The bus lands and the passengers exit. They panic when they find they have become transparent ghosts. Beautiful, ethereal beings move towards them, and the terrified passengers huddle together. A solid being and a ghost person converse. The ghost person is shocked that the solid being is in heaven, given that he murdered someone on earth. The solid being states he was forgiven, and that the ghost person was horrible to his own wife and children. The ghost refuses to accept the solid being’s help, and returns to the bus.

Several encounters between solid beings and ghosts occur. A ghost mocks a solid being for his belief in a literal Heaven and Hell.

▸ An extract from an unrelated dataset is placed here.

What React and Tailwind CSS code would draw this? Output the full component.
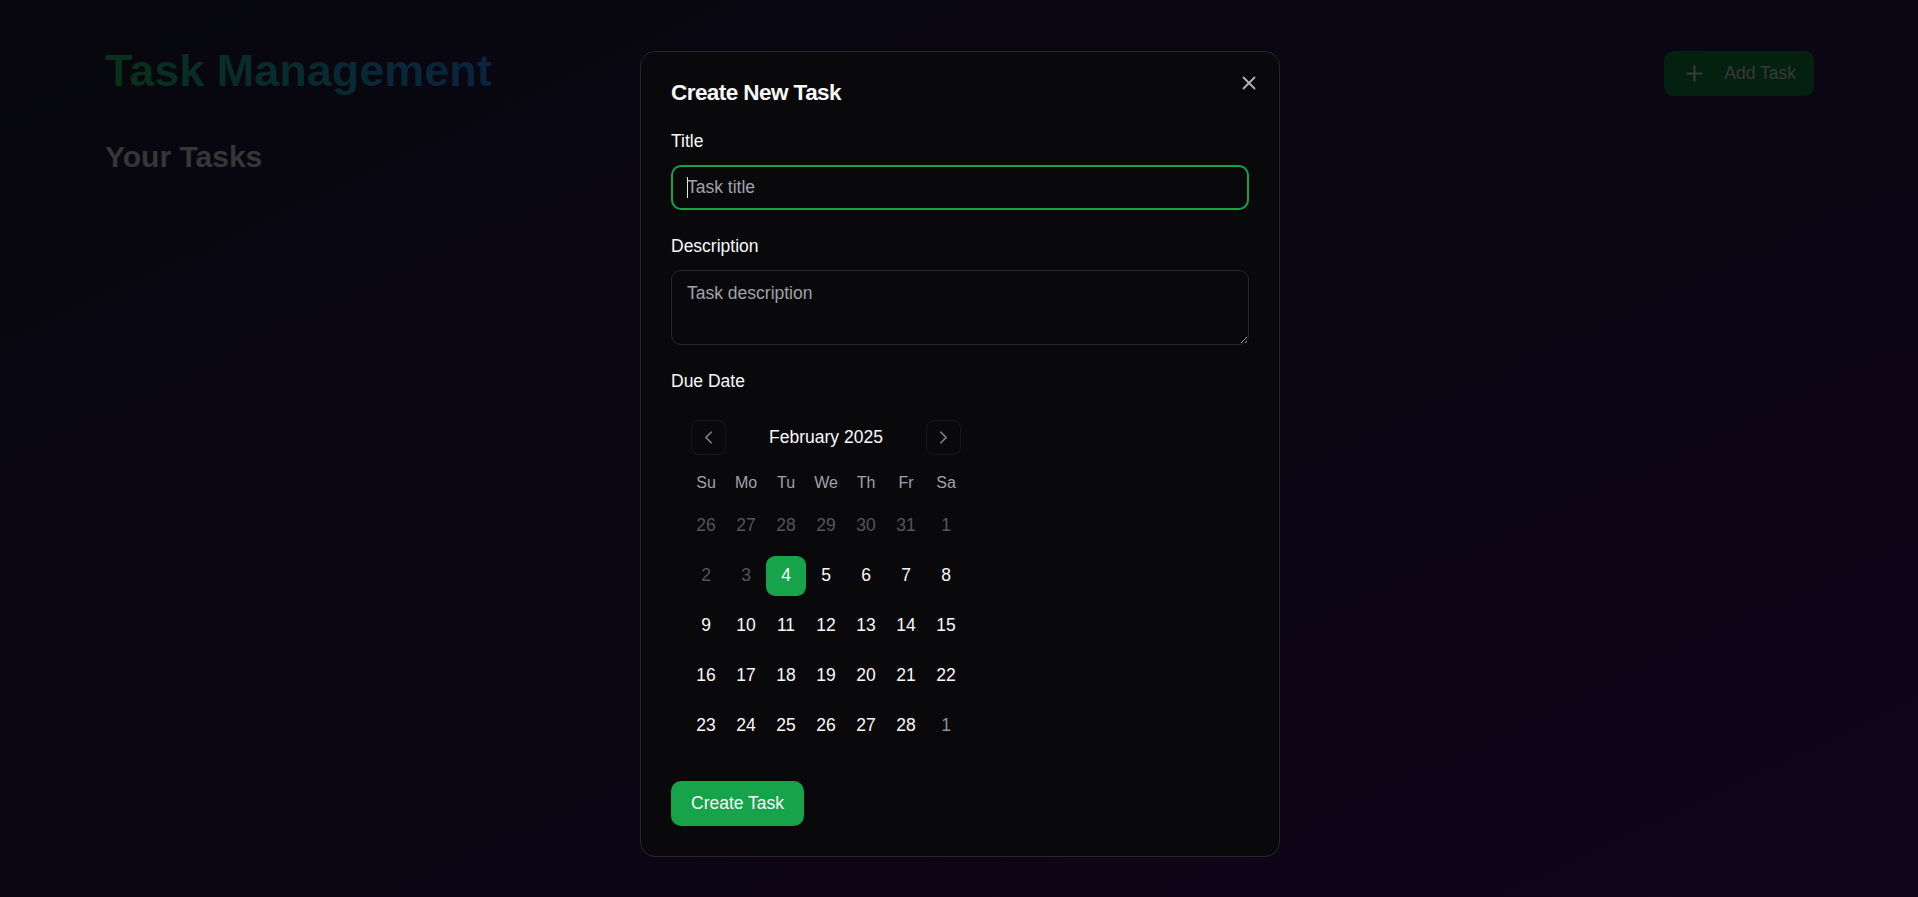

The man in the bowler hat tries to take a golden apple back to the bus, despite being warned that it has no value in Hell.  A well-dressed ghost woman frets about her appearance next to the glory of the solid beings, and so refuses to journey onwards with them. These encounters represent various sins. The first ghost is a heretic, while the man in the bowler hat is guilty of greed. The well-dressed woman is vain. All these sins prevent them from journeying onward, and so they all return to the grey town.

A solid being (called a Bright Person) approaches the narrator. He introduced himself as George MacDonald, an author whom the author had admired. MacDonald explains that the ghosts all have choices, and that some even take excursions back to earth, where they visit their old homes and spy on their children. But some stay in this bright place—the grey town was just Purgatory for them. The narrator allows MacDonald to guide him, leaning on the more experienced being for support. They encounter various ghosts with various “character flaws” that will ultimately prevent them from reaching Heaven. A painter turns back when he learns that in Heaven, no one paints or receives recognition for their talents. An old woman who was abused in her nursing home does not move forward because she is only a “grumbler.” A ghost woman who only wants to see her son is told she must desire to see God first. Michael has been kept from her by God for hers and Michael’s own good. A man who has a lizard representing lust on his shoulder allows an angel to kill the lizard, then rides off into Heaven in triumph.

The narrator encounters a leader of the Bright People, an ordinary woman named Sarah Smith who was good and kind to everyone she met, and most importantly, devout enough to gain entry to Heaven. She interacts with two ghosts, two halves of the man she loved on Earth. She tries to convince the smaller of the two to get rid of the taller, who will not accept her apologies for certain sins on Earth. But the taller man overpowers the smaller, railing against Sarah until the smaller man disappears from view.

The narrator approaches a huge crowd of huge beings, who sit silently at a silver table and stare at little figures on that table. The figures move around the table, aided by the giant beings. The narrator speaks to MacDonald, asking if any of this has been real. MacDonald says it is, just presented in a different form than on Earth. The narrator, he explains, has not died yet. But he should not go and tell others what he has seen. A rooster crows, and the narrator panics that morning has arrived and he’s still a ghost. Then, he awakens in his own room on Earth, at three in the morning.